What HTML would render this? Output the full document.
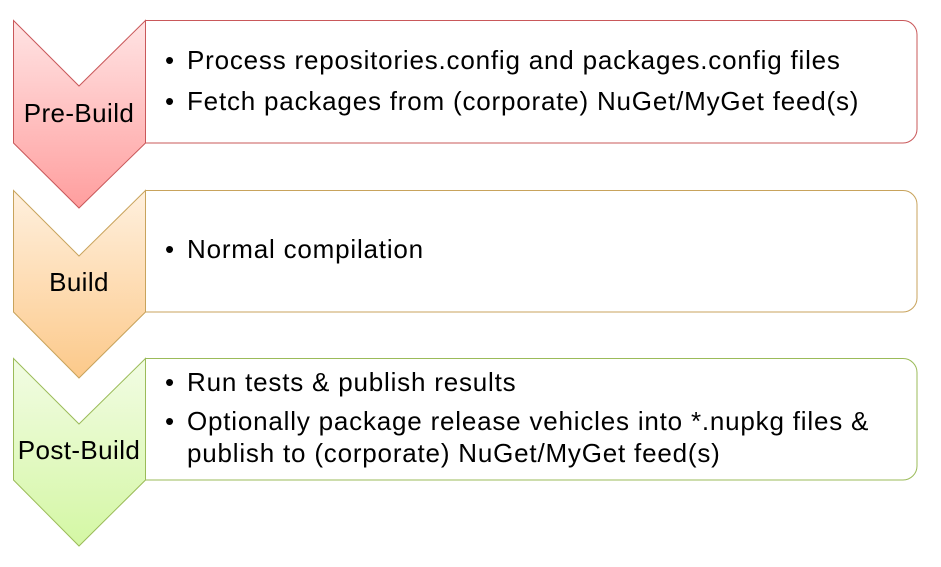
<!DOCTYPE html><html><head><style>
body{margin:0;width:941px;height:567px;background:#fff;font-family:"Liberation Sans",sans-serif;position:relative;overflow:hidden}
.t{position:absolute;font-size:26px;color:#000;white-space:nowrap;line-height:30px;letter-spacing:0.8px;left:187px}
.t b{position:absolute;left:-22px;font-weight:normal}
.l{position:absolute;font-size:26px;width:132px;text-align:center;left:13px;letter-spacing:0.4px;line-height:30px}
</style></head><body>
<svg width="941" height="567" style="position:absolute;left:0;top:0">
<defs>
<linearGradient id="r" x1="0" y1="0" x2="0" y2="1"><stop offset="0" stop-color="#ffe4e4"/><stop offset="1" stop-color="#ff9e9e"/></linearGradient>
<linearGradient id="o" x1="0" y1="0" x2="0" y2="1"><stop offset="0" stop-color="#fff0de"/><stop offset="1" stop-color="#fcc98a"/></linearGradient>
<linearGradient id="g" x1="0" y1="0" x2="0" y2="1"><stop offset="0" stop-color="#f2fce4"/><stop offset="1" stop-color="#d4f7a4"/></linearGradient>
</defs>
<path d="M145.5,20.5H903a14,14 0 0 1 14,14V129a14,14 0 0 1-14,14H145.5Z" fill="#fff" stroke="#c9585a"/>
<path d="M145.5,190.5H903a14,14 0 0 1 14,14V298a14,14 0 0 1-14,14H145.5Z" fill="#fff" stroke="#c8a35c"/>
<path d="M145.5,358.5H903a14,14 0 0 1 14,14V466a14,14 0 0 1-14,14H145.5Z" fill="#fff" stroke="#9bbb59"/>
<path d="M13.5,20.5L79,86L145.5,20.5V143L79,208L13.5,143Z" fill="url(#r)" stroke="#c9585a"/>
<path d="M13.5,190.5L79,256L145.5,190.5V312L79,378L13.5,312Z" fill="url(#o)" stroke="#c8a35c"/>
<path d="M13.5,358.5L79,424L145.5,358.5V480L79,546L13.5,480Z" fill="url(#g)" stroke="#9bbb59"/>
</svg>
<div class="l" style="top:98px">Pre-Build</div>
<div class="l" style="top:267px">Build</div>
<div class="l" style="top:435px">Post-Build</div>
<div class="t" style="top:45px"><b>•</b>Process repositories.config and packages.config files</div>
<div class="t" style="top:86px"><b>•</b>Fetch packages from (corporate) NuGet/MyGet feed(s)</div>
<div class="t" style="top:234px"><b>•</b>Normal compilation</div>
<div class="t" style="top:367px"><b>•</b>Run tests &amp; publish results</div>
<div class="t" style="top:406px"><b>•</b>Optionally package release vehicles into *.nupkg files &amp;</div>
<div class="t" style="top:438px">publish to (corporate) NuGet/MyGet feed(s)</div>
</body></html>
---
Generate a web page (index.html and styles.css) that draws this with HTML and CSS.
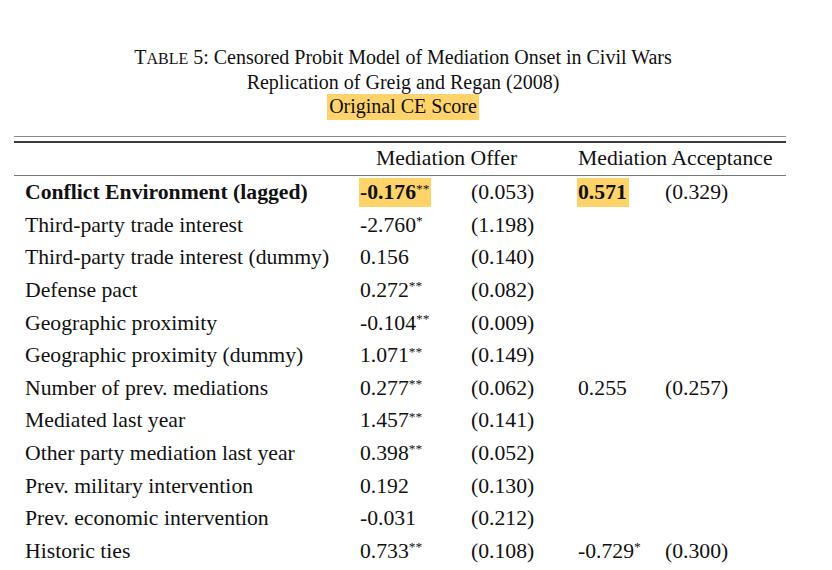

» EXERCISE DETAILS
Look through the entries and return every line where "this" appears.

» EXERCISE RESPONSE
What HTML would render this? Output the full document.
Generate a web page (index.html and styles.css) that draws this with HTML and CSS.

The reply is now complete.